A l'appui de sa demande, elle fait valoir :
- que sa situation s'est fortement dégradée, ses résultats étant déficitaires en 2001 et 2002 ;
- que le paiement immédiat du montant de la sanction créerait pour elle un désavantage dans la concurrence et entraînerait des conséquences manifestement excessives sur son devenir en ce qu'elle devrait mettre en œuvre, à une époque de l'année où elle réalise 50 % de son chiffre d'affaires annuel, une politique de restriction et notamment :
- réduire de plus de la moitié ses investissements publicitaires fixés pour le second semestre 2002 à 5,5 millions d'euros ;
- abandonner le lancement d'un nouveau produit, ce qui nuirait à la valorisation de la marque Thomson ;
- envisager un plan de restructuration concernant 20 personnes travaillant aux services centraux, ce qui diminuerait sa capacité à réagir aux besoins du marché ;
- réduire ses dépenses de formation.
M. Jean Chapelle, représentant les sociétés Semavem et Concurrence, assigné par la requérante, s'oppose au sursis à exécution.

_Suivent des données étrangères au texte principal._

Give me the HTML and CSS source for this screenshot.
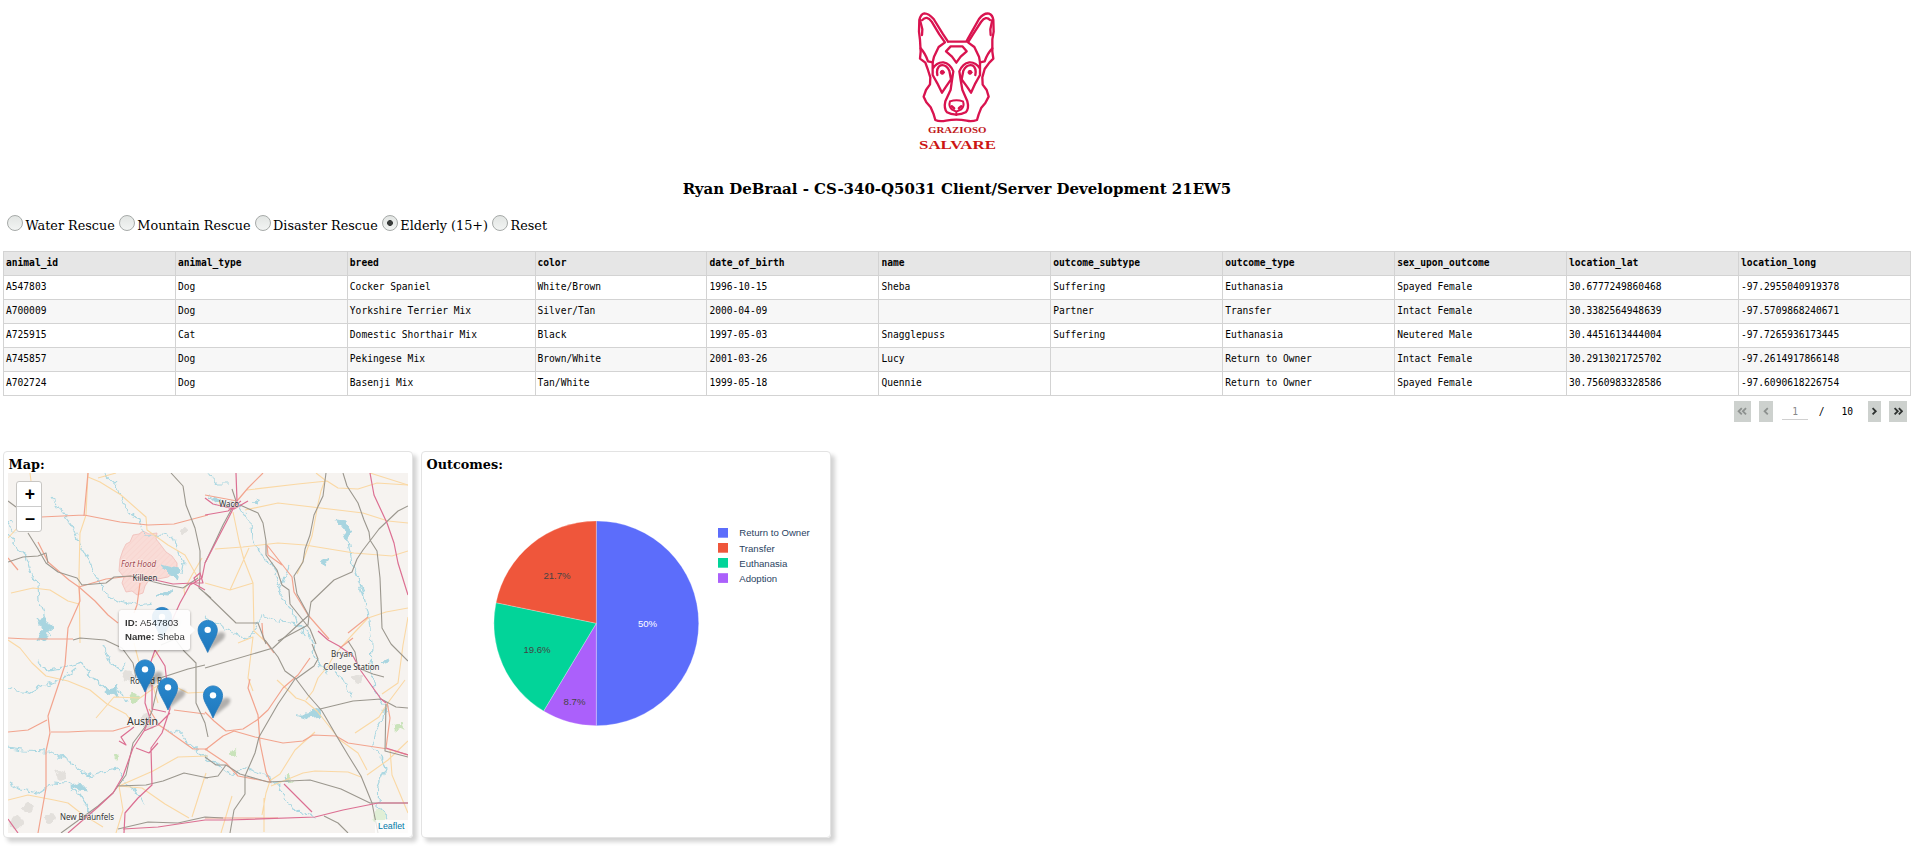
FILE: index.html
```html
<!DOCTYPE html>
<html lang="en">
<head>
<meta charset="utf-8">
<title>Grazioso Salvare Dashboard</title>
<link rel="stylesheet" href="styles.css">
</head>
<body>
<header class="brand">
  <svg class="logo" viewBox="0 0 360 480" role="img" aria-label="Grazioso Salvare">
    <g fill="none" stroke="#d9134f" stroke-width="7" stroke-linejoin="round" stroke-linecap="round">
      <path d="M144 125L199 125L206 112L237 57Q252 38 267 41Q278 45 280 60L281 95L277 118L277 155L280 176L268 188L254 207L247 232L248 254L260 270L266 290L256 309L244 323L236 343L231 360Q215 366 200 362Q169 356 138 362Q118 366 106 360L101 343L92 322L79 307L71 290L78 270L90 253L91 232L83 207L76 188L60 176L62 155L60 120L57 95L58 60Q62 42 73 40Q86 40 101 57L128 101L144 125"/>
      <path d="M60 60L67 88L66 105M67 60Q80 45 95 65L118 103L135 127L116 141L102 170L98 187L84 184Q76 160 62 145M277 60L271 88L272 105M270 60Q258 46 243 66L219 103L204 127L223 141L237 170L240 187L254 184Q262 160 277 145"/>
      <path d="M152 139L187 139L200 154L182 170L169 188L156 170L138 154Z"/>
      <path d="M98 187L98 225L112 250L126 278L136 263L153 238L148 212Q138 192 122 196Q108 204 112 225M98 206Q110 186 130 187Q150 190 160 214L156 240L152 269L136 304Q131 326 141 337Q152 343 168 344Q186 343 197 337Q208 326 202 304L187 269L182 240L178 214Q188 190 208 187Q228 186 240 206M240 187L240 225L226 250L213 278L203 263L185 238L190 212Q200 192 217 196Q230 204 226 225"/>
      <path d="M150 304Q169 298 189 304Q194 318 184 328L169 335L155 328Q145 318 150 304M169 335L169 345" stroke-width="6"/>
      <path d="M155 319L162 325M184 319L177 325" stroke-width="8"/>
      <circle cx="127" cy="217" r="6" fill="#d9134f" stroke-width="3"/>
      <circle cx="210" cy="217" r="6" fill="#d9134f" stroke-width="3"/>
    </g>
    <text class="logo-small" x="84" y="399" textLength="175" lengthAdjust="spacingAndGlyphs">GRAZIOSO</text>
    <text class="logo-large" x="57" y="446" textLength="231" lengthAdjust="spacingAndGlyphs">SALVARE</text>
  </svg>
  <h3 class="title">Ryan DeBraal - CS-340-Q5031 Client/Server Development 21EW5</h3>
</header>

<form class="filters">
  <label class="option"><input type="radio" name="f">Water Rescue</label>
  <label class="option"><input type="radio" name="f">Mountain Rescue</label>
  <label class="option"><input type="radio" name="f">Disaster Rescue</label>
  <label class="option"><input type="radio" name="f" checked>Elderly (15+)</label>
  <label class="option"><input type="radio" name="f">Reset</label>
</form>

<table class="data">
  <colgroup><col><col><col class="col-breed"><col><col><col><col><col><col><col><col></colgroup>
  <thead><tr><th>animal_id</th><th>animal_type</th><th>breed</th><th>color</th><th>date_of_birth</th><th>name</th><th>outcome_subtype</th><th>outcome_type</th><th>sex_upon_outcome</th><th>location_lat</th><th>location_long</th></tr></thead>
  <tbody>
    <tr><td>A547803</td><td>Dog</td><td>Cocker Spaniel</td><td>White/Brown</td><td>1996-10-15</td><td>Sheba</td><td>Suffering</td><td>Euthanasia</td><td>Spayed Female</td><td>30.6777249860468</td><td>-97.2955040919378</td></tr>
    <tr><td>A700009</td><td>Dog</td><td>Yorkshire Terrier Mix</td><td>Silver/Tan</td><td>2000-04-09</td><td></td><td>Partner</td><td>Transfer</td><td>Intact Female</td><td>30.3382564948639</td><td>-97.5709868240671</td></tr>
    <tr><td>A725915</td><td>Cat</td><td>Domestic Shorthair Mix</td><td>Black</td><td>1997-05-03</td><td>Snagglepuss</td><td>Suffering</td><td>Euthanasia</td><td>Neutered Male</td><td>30.4451613444004</td><td>-97.7265936173445</td></tr>
    <tr><td>A745857</td><td>Dog</td><td>Pekingese Mix</td><td>Brown/White</td><td>2001-03-26</td><td>Lucy</td><td></td><td>Return to Owner</td><td>Intact Female</td><td>30.2913021725702</td><td>-97.2614917866148</td></tr>
    <tr><td>A702724</td><td>Dog</td><td>Basenji Mix</td><td>Tan/White</td><td>1999-05-18</td><td>Quennie</td><td></td><td>Return to Owner</td><td>Spayed Female</td><td>30.7560983328586</td><td>-97.6090618226754</td></tr>
  </tbody>
</table>

<nav class="pager">
  <button class="page-btn first off" aria-label="First"><svg viewBox="0 0 10 8"><path d="M4.5 1L1.5 4L4.5 7M8.5 1L5.5 4L8.5 7"/></svg></button>
  <button class="page-btn prev off" aria-label="Previous"><svg viewBox="0 0 6 8"><path d="M4.5 1L1.5 4L4.5 7"/></svg></button>
  <span class="page-current">1</span>
  <span class="page-sep">/</span>
  <span class="page-last">10</span>
  <button class="page-btn next" aria-label="Next"><svg viewBox="0 0 6 8"><path d="M1.5 1L4.5 4L1.5 7"/></svg></button>
  <button class="page-btn last" aria-label="Last"><svg viewBox="0 0 10 8"><path d="M1.5 1L4.5 4L1.5 7M5.5 1L8.5 4L5.5 7"/></svg></button>
</nav>

<main class="panels">
  <section class="panel">
    <h4 class="panel-title">Map:</h4>
    <div class="map">
      <svg class="tiles" viewBox="0 0 400 360">
        <defs>
          <filter id="meander" x="-5%" y="-5%" width="110%" height="110%"><feTurbulence type="fractalNoise" baseFrequency="0.13" numOctaves="2" seed="4" result="n"/><feDisplacementMap in="SourceGraphic" in2="n" scale="9" xChannelSelector="R" yChannelSelector="G"/></filter>
          <filter id="soft" x="-50%" y="-50%" width="200%" height="200%"><feGaussianBlur stdDeviation="2"/></filter>
          <linearGradient id="pinfill" x1="0" y1="0" x2="0" y2="1"><stop offset="0" stop-color="#2b8ace"/><stop offset="1" stop-color="#1f78bd"/></linearGradient>
          <pattern id="hatch" width="4" height="4" patternUnits="userSpaceOnUse" patternTransform="rotate(45)"><rect width="4" height="4" fill="#f9dcd7"/><path d="M0 0V4" stroke="#f8d4cf" stroke-width="1.5"/></pattern>
          <g id="pin">
            <path d="M12 40L32 24Q38 15 28 15L20 20Z" fill="#000" opacity=".28" filter="url(#soft)"/>
            <path d="M12.5 .5C5.9 .5 .5 5.9 .5 12.5C.5 20 6 26 12.5 40.5C19 26 24.5 20 24.5 12.5C24.5 5.9 19.1 .5 12.5 .5Z" fill="url(#pinfill)" stroke="#2379bb"/>
            <circle cx="12.5" cy="12.3" r="4" fill="#fff"/>
          </g>
        </defs>
        <rect width="400" height="360" fill="#f6f3f0"/>

        <!-- urban and green areas -->
        <g fill="#e3e0dc" filter="url(#meander)">
          <circle cx="52" cy="303" r="5"/><circle cx="20" cy="335" r="5"/><circle cx="8" cy="349" r="7"/><circle cx="42" cy="345" r="6"/><circle cx="120" cy="203" r="6"/><circle cx="139" cy="250" r="8"/><circle cx="176" cy="57" r="3"/><circle cx="350" cy="206" r="4"/><circle cx="222" cy="32" r="5"/>
        </g>
        <g fill="#c9e3ba" filter="url(#meander)">
          <circle cx="126" cy="225" r="5"/><circle cx="390" cy="254" r="4"/><circle cx="225" cy="280" r="3"/><circle cx="371" cy="343" r="7" fill="#e0efd6"/><circle cx="281" cy="305" r="3"/><circle cx="108" cy="283" r="2"/>
        </g>
        <path d="M112 86L115 77L118 71L122 69L125 62L131 61L135 58L141 61L149 60L148 66L152 71L158 79L164 83L169 90L169 97L160 104L150 106L141 107L137 113L135 120L129 122L124 118L118 119L114 110L116 104L111 98Z" fill="url(#hatch)" stroke="#f0bcb8" stroke-width=".8"/>

        <!-- rivers and lakes -->
        <g fill="none" stroke="#a9d7e2" stroke-width="1.2" filter="url(#meander)">
          <path d="M42 23L55 40L66 55L72 72L82 89L87 102L100 122L112 128L132 132L144 130"/>
          <path d="M95 0L108 12L115 30L122 42L132 46L137 63L155 62L166 66L171 80L176 90L174 100"/>
          <path d="M0 62L8 72L17 82L22 98L30 112L31 128L36 144L43 160M0 48L8 60"/>
          <path d="M0 215L20 220L35 212L55 206L70 195M28 188L40 197L55 195L72 190L86 205L100 217L110 215L118 228M95 172L103 190L112 197L120 191"/>
          <path d="M0 275L15 277L40 278L55 285L63 290L80 303L95 298L110 295L117 310L128 318L136 332M0 309L12 317L30 320L45 310L60 311L72 322L85 342"/>
          <path d="M200 0L208 10L222 10M229 28L238 42L243 50L244 66L248 76L260 88L268 100L273 117L275 127L285 137L290 151L296 165M271 119L281 94"/>
          <path d="M197 145L215 154L238 166L248 158L253 142L270 148L290 150L300 160L306 171M340 68L344 90L350 106L354 118L360 138L362 155L364 172L363 196L367 216L377 233L375 245L365 262L364 274L374 285L377 298L371 312L370 332L380 344"/>
          <path d="M304 172L307 186L319 200M327 200L335 206L344 226M157 256L170 258L178 268L192 280L208 291L222 301L238 295L255 301L270 313L283 334L298 342L308 345"/>
        </g>
        <g fill="#a8d5e0" stroke="#a8d5e0" filter="url(#meander)">
          <path d="M30 147L34 142L40 151L46 154L39 160L36 167L30 167L34 158Z"/>
          <path d="M328 47L339 48L343 60L340 68L336 58Z"/><path d="M153 92L165 95L172 97L169 107L160 100Z"/>
          <path d="M149 121L157 118L165 119L160 122Z"/><path d="M288 241L300 241L311 235L313 243L300 245Z"/>
          <path d="M62 312L72 309L80 318L71 317Z"/><path d="M96 215L104 217L111 210L108 222L99 221Z"/><path d="M245 29L251 25L248 30Z"/><path d="M313 90L320 87L318 93Z"/><path d="M375 188L382 185L379 191Z"/><path d="M276 303L282 305L279 309Z"/>
          <path d="M200 23L214 27L208 30Z"/>
        </g>

        <!-- secondary roads -->
        <g fill="none" stroke="#fad8a4" stroke-width="1.1" stroke-linejoin="round">
          <path d="M22 0L23 8M3 120L25 115L42 117L60 128L71 131M0 65L12 52M72 170L71 100L72 60L78 42L80 0"/>
          <path d="M80 4L92 9L113 22L138 44L139 57L160 72L177 82L190 105M194 85L184 102L176 117L177 122M90 5L108 0"/>
          <path d="M239 17L290 11L319 8L330 15L350 16L369 10L400 12M308 0L317 7L313 18L310 31L304 63L295 88L289 101"/>
          <path d="M237 37L270 30L330 37L355 40L380 48L400 50M207 76L235 74L270 70L297 72L346 80L384 83L400 78M225 39L231 68L236 87L245 110L246 158L260 171M222 117L241 75M197 110L222 117L245 110"/>
          <path d="M400 135L378 139L360 145L346 160L335 172L325 184L320 193L310 205L305 218L298 227M362 0L400 12M400 144L395 172L390 210L374 221"/>
          <path d="M0 167L12 175L24 190L38 203L60 208L82 217L99 231L118 241L127 253M88 245L106 224L132 225L156 208L180 220L200 219M126 170L133 197L145 213L150 230M152 176L145 185"/>
          <path d="M0 327L20 322L46 327L60 330L74 341L95 354M200 283L170 284L145 298L111 313M111 313L115 337L108 360M111 313L134 315L157 331L181 345M198 300L184 344M230 170L245 164L240 205L245 218"/>
          <path d="M269 207L282 219L288 225L297 228L309 238L332 267L350 280L359 297M260 309L272 301L287 277L307 259M347 260L371 244L379 231L397 207M359 302L380 287L400 268M263 313L295 300L307 298L340 299L353 304M382 276L384 302L400 340M254 342L258 320L262 308M224 323L213 360M256 359L256 325"/>
        </g>

        <!-- primary roads -->
        <g fill="none" stroke="#f2a48e" stroke-width="1.2" stroke-linejoin="round">
          <path d="M80 0L76 43M33 44L76 42L112 49L140 52L166 51L200 42M30 69L40 89L61 107L71 114L72 128L60 155L57 192L40 243L42 260L38 278L38 315L30 360"/>
          <path d="M71 114L87 128L100 142L110 150M71 114L98 106L123 103M132 110L129 132L126 140M0 165L20 166L65 166M0 259L20 257L39 247M43 259L60 259L80 258L105 258L122 253"/>
          <path d="M141 236L151 252L171 266L185 276L200 276M197 22L229 28L240 15L255 0M259 72L273 90L284 104L286 119L300 142L321 166M259 72L260 82L274 92"/>
          <path d="M254 150L255 165L266 180M0 85L10 97M332 175L345 165M302 185L290 202L275 215L260 237L249 247L235 256L218 258L206 248L197 239M242 206L240 215L250 242L252 270L258 299L263 310M197 277L215 263L226 258L247 264L275 270L295 268L305 262L328 263L340 270L380 276L400 282M166 237L197 241M379 229L382 245L378 275"/>
          <path d="M197 345L230 345L270 345M197 276L218 290L230 303L262 309M340 160L360 144"/>
        </g>

        <!-- railways -->
        <g fill="none" stroke="#9b978e" stroke-width="1.1" stroke-linejoin="round">
          <path d="M0 28L8 34M20 60L30 76L38 90L50 99L69 105L74 112L98 110L106 104L123 103L154 111L175 115L190 105M0 89L15 84L30 83L38 80L40 90"/>
          <path d="M163 0L175 13L178 32L187 55L192 78L192 102L191 115L203 125M65 167L72 165L97 167L114 175L125 190L128 205M153 172L167 166L176 178L188 190L188 230L197 250L200 264"/>
          <path d="M224 16L228 28L215 52L208 67L197 90M232 32L250 40L255 50L258 68L258 82L269 97L274 112L281 117L282 131L302 156L308 171M318 0L315 23L306 42L302 62L297 76L295 89L286 103L289 121L301 143L300 152L270 168"/>
          <path d="M335 0L339 13L350 30L356 47L361 59L362 67L369 78L372 105L373 129L374 155L383 171M383 171L400 188M400 33L390 38L371 56L355 77L349 86L344 99L326 107L303 129L301 142L292 150L265 175L197 195M197 120L228 150L250 150L258 171"/>
          <path d="M149 206L180 196L197 192M150 212L144 238L137 254L125 270L118 302L105 320L90 333L53 360M109 313L138 312L155 308L176 300L200 305M257 167L270 184L277 198L288 206L300 222L314 238L328 262L340 282L353 303L364 330L370 360"/>
          <path d="M288 206L306 193L310 186L304 171M287 206L270 231L251 264L247 280L237 303L237 321L226 337L222 360M312 236L345 228L373 226L388 234L400 235M378 231L377 278L400 284M197 284L208 292L218 292L232 301L260 309L302 307L333 316L362 330L400 330M197 305L210 303L218 292M316 343L330 350L340 360"/>
          <path d="M110 356L140 349L170 350L197 344L215 345M340 168L347 179L350 195L365 201L376 204"/>
        </g>

        <!-- motorways -->
        <g fill="none" stroke="#dc6f92" stroke-width="1.2" stroke-linejoin="round">
          <path d="M228 0L229 28L222 42L209 67L197 90L194 105L182 112L172 130L162 152M197 25L205 31L226 36L240 28M197 42L220 38L233 28M134 104L165 111L185 110L197 117M186 105L192 100L195 110L188 110Z"/>
          <path d="M362 0L366 22L379 50L386 70L390 90L400 122M320 167L331 173L345 183L353 198L373 226L378 230M310 158L320 167"/>
          <path d="M147 177L139 200L137 230L142 245L136 258L125 275L115 303L105 320L90 334L60 360M147 177L157 193L162 236L154 260L143 275L144 312L130 325L117 340L116 360M144 212L144 236L158 239M136 258L150 252L162 240M128 275L141 280L150 270M126 254L113 264L118 272L111 268"/>
          <path d="M0 346L10 360M115 356L150 354L197 347L220 347L307 344L335 337L370 330L400 330M276 311L290 325L304 339M378 275L400 282"/>
        </g>

        <g class="place">
          <text x="211" y="34" textLength="20" lengthAdjust="spacingAndGlyphs">Waco</text>
          <text class="base" x="113" y="93.500" textLength="35" lengthAdjust="spacingAndGlyphs">Fort Hood</text>
          <text x="124.500" y="107.500" textLength="25" lengthAdjust="spacingAndGlyphs">Killeen</text>
          <text x="122" y="211" textLength="32" lengthAdjust="spacingAndGlyphs">Round R</text>
          <text class="city" x="119" y="251.500" textLength="31" lengthAdjust="spacingAndGlyphs">Austin</text>
          <text x="323" y="183.500" textLength="22" lengthAdjust="spacingAndGlyphs">Bryan</text>
          <text x="315.500" y="197" textLength="56" lengthAdjust="spacingAndGlyphs">College Station</text>
          <text x="52" y="347" textLength="54" lengthAdjust="spacingAndGlyphs">New Braunfels</text>
        </g>

        <use href="#pin" transform="translate(144 134) scale(.8)"/>
        <use href="#pin" transform="translate(189.700 147) scale(.8)"/>
        <use href="#pin" transform="translate(127 186.500) scale(.8)"/>
        <use href="#pin" transform="translate(150 204.500) scale(.8)"/>
        <use href="#pin" transform="translate(195 212.500) scale(.8)"/>
      </svg>
      <div class="zoomer"><span>+</span><span>−</span></div>
      <div class="tip"><div><b>ID:</b> A547803</div><div><b>Name:</b> Sheba</div></div>
      <a class="credit">Leaflet</a>
    </div>
  </section>

  <section class="panel">
    <h4 class="panel-title">Outcomes:</h4>
    <svg class="chart" viewBox="0 0 400 360">
      <g stroke="#fff" stroke-opacity=".5" stroke-width=".5">
        <path d="M170.300 150.300V47.900A102.400 102.400 0 0 1 170.300 252.700Z" fill="#5c6dfb"/>
        <path d="M170.300 150.300V252.700A102.400 102.400 0 0 1 117.600 238.100Z" fill="#ab60fb"/>
        <path d="M170.300 150.300L117.600 238.100A102.400 102.400 0 0 1 70 129.700Z" fill="#02d499"/>
        <path d="M170.300 150.300L70 129.700A102.400 102.400 0 0 1 170.300 47.900Z" fill="#ef563b"/>
      </g>
      <g class="slice">
        <text x="221.500" y="153.500" fill="#fff">50%</text>
        <text x="131" y="105.500">21.7%</text>
        <text x="111" y="179.500">19.6%</text>
        <text x="148.500" y="231.500">8.7%</text>
      </g>
      <rect x="292" y="55" width="10" height="9.700" fill="#5c6dfb"/>
      <rect x="292" y="70" width="10" height="9.700" fill="#ef563b"/>
      <rect x="292" y="85" width="10" height="9.700" fill="#02d499"/>
      <rect x="292" y="100.200" width="10" height="9.700" fill="#ab60fb"/>
      <g class="legend">
        <text x="313.300" y="63">Return to Owner</text>
        <text x="313.300" y="79">Transfer</text>
        <text x="313.300" y="94">Euthanasia</text>
        <text x="313.300" y="109">Adoption</text>
      </g>
    </svg>
  </section>
</main>
</body>
</html>
```
FILE: styles.css
```css
* { box-sizing: border-box; }
body {
  margin: 0;
  min-height: 865px;
  background: #fff;
  color: #000;
  font: 12.8px/15px "DejaVu Serif", serif;
}
.brand { display: flex; flex-direction: column; align-items: center; }
.logo { display: block; width: 120px; height: 160px; margin-left: 5px; }
.logo-small, .logo-large { font-family: "Liberation Serif", serif; font-weight: bold; }
.logo-small { font-size: 24px; fill: #c01820; }
.logo-large { font-size: 40px; fill: #cc1414; }
.title { margin: 20px 1px 0 0; font-size: 14.976px; line-height: 18px; }

.filters { display: flex; gap: 4px; margin: 17px 0 0 7px; height: 21px; }
.option { display: flex; align-items: flex-start; line-height: 22px; white-space: nowrap; }
.option input {
  appearance: none;
  width: 16px;
  height: 16px;
  margin: 0 2.500px 0 0;
  border: 1px solid #a6aaa8;
  border-radius: 50%;
  background: linear-gradient(#e2e5e3, #f2f4f3);
}
.option input:checked { background: radial-gradient(circle, #3a3d3c 0 2.6px, transparent 3.2px), linear-gradient(#e2e5e3, #f2f4f3); }

.data {
  width: 1908px;
  margin: 15px 0 0 3px;
  border-collapse: collapse;
  table-layout: fixed;
  font: 9.6px/12px "DejaVu Sans Mono", monospace;
}
.data th, .data td {
  height: 24px;
  padding: 0 0 1px 2px;
  border: 1px solid #d3d3d3;
  text-align: left;
  white-space: nowrap;
}
.data th { background: #e6e6e6; }
.data tbody tr:nth-child(even) { background: #f7f7f7; }
.col-breed { width: 187.700px; }

.pager {
  display: flex;
  justify-content: flex-end;
  align-items: center;
  height: 21px;
  margin: 5px 8px 0 0;
  font: 9.6px/12px "DejaVu Sans Mono", monospace;
}
.page-btn {
  display: flex;
  align-items: center;
  justify-content: center;
  height: 21px;
  padding: 0;
  border: 0;
  background: #cdd1ce;
  color: #2e3230;
}
.page-btn svg { height: 8.500px; fill: none; stroke: currentColor; stroke-width: 1.7; }
.off { color: #8d918f; }
.first { width: 17px; margin-right: 8px; }
.prev { width: 14px; margin-right: 9px; }
.next { width: 13px; margin-right: 8px; }
.last { width: 18px; }
.page-current { width: 26px; height: 16px; padding-top: 2px; border-bottom: 1px solid #d0d0d0; color: #888; text-align: center; }
.page-sep { margin-left: 10.500px; }
.page-last { margin: 0 15px 0 17px; }

.panels { display: flex; gap: 8px; margin: 29px 0 0 3px; }
.panel {
  width: 410px;
  height: 387px;
  padding: 4px;
  border: 1px solid #e3e3e3;
  border-radius: 4px;
  box-shadow: 4px 4px 4px #d3d3d3;
}
.panel-title { margin: 0 0 0 .6px; height: 17px; font-size: 12.8px; line-height: 18px; }
.map { position: relative; height: 360px; overflow: hidden; }
.tiles, .chart { display: block; width: 400px; height: 360px; }
.place { font: 8px "Noto Sans", sans-serif; fill: #333; paint-order: stroke; stroke: rgba(255,255,255,.6); stroke-width: 1px; }
.city { font-size: 10.200px; }
.base { font-style: italic; fill: #9b3d45; }
.zoomer {
  position: absolute;
  left: 8px;
  top: 8px;
  width: 26px;
  height: 51px;
  border: 1px solid #c8c6c3;
  border-radius: 3px;
  background: #fff;
  font: bold 17.6px/24px "Liberation Sans", sans-serif;
  text-align: center;
}
.zoomer span { display: block; height: 24px; padding-left: 2px; }
.zoomer span + span { height: 25px; border-top: 1px solid #ccc; }
.tip {
  position: absolute;
  left: 111px;
  top: 137px;
  width: 71px;
  height: 40px;
  padding: 6px 0 0 6px;
  border-radius: 2.5px;
  background: #fff;
  box-shadow: 0 1px 3px rgba(0,0,0,.4);
  color: #222;
  font: 9.6px/14px "Liberation Sans", sans-serif;
  white-space: nowrap;
  opacity: .9;
}
.tip::after {
  content: "";
  position: absolute;
  left: 71px;
  top: 15px;
  border: 5px solid transparent;
  border-left-color: #fff;
}
.credit {
  position: absolute;
  right: 0;
  bottom: 0;
  padding: 0 3.500px;
  background: rgba(255,255,255,.75);
  color: #0078a8;
  font: 8.8px/13px "Liberation Sans", sans-serif;
}
.slice, .legend { font: 9.6px "Liberation Sans", sans-serif; }
.slice { text-anchor: middle; fill: #444; }
.legend { fill: #2a3f5f; }
```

Le ministre de l'Economie conclut oralement au rejet de la demande de sursis à l'exécution. Le Ministère public régulièrement avisé n'est pas présent aux débats.
Sur ce :
Attendu qu'aux termes de l'article L. 464-8 du Code de commerce le recours contre une décision du Conseil de la concurrence n'est pas suspensif, mais que, toutefois, le premier président de la Cour d'appel de Paris peut ordonner qu'il soit sursis à l'exécution de la décision si celle-ci est susceptible d'entraîner des conséquences manifestement excessives ou s'il est intervenu, postérieurement à sa notification, des faits nouveaux d'une exceptionnelle gravité ;
Mais attendu que la requérante ne démontre pas en quoi le paiement de la sanction pécuniaire, dont il est rappelé qu'elle représente 1,5 % du chiffre d'affaires pour l'année 2000, lequel s'est élevé à 395 087 917 euros, est de nature à créer une situation irréversible pour son avenir;
Qu'il ressort, au contraire, des données produites par la société que son chiffre d'affaires a connu une progression importante, de 4,9 % en 2000, 31,6 % en 2001 et 33 % fin mai 2002, due non seulement à l'accroissement du périmètre de la société résultant de sa restructuration mais également au développement des ventes sur certains marchés;
Que, si les résultats de la société sont déficitaires en 2001 et 2002, du fait notamment du transfert des pertes des filiales sur TMSE intervenu dans le cadre de la restructuration effectuée au cours de l'exercice 2000, les commissaires aux comptes, qui ont attesté de l'exactitude de ces informations, ne font aucunement état d'un déséquilibre financier de nature à mettre en péril la survie de la société ou même simplement préoccupant;
Que le " désavantage concurrentiel " qui résulterait, selon la requérante, du paiement de cette sanction en fin d'année, époque où l'activité est la plus intense, n'apparaît guère crédible, les dépenses afférentes aux projets de la société pour le dernier semestre 2002, qu'il s'agisse du lancement de nouveaux produits ou des frais de publicité, ayant nécessairement fait l'objet d'un engagement préalable ;
Qu'enfin l'impossibilité où se trouverait la société de financer le paiement de la sanction autrement que par une stratégie économique et sociale préjudiciable au développement de l'entreprise, du fait des difficultés liées à la conjoncture, n'est pas suffisamment étayée, aucun élément n'étant apporté sur l'impact du ralentissement économique sur les différentes activités du groupe non plus que sur la trésorerie de l'entreprise, les provisions pour frais et litiges et le recours au financement bancaire ou par le groupe ;
Qu'il s'ensuit que la requérante n'établit pas les conséquences manifestement excessives qui justifieraient l'octroi de la mesure sollicitée ;
Par ces motifs : Rejetons la demande de sursis à exécution de la décision n° 02-D-42 du 28 juin 2002 du Conseil de la concurrence présentée par la société Thomson Multimédia Sales Europe ; Condamnons la requérante aux dépens.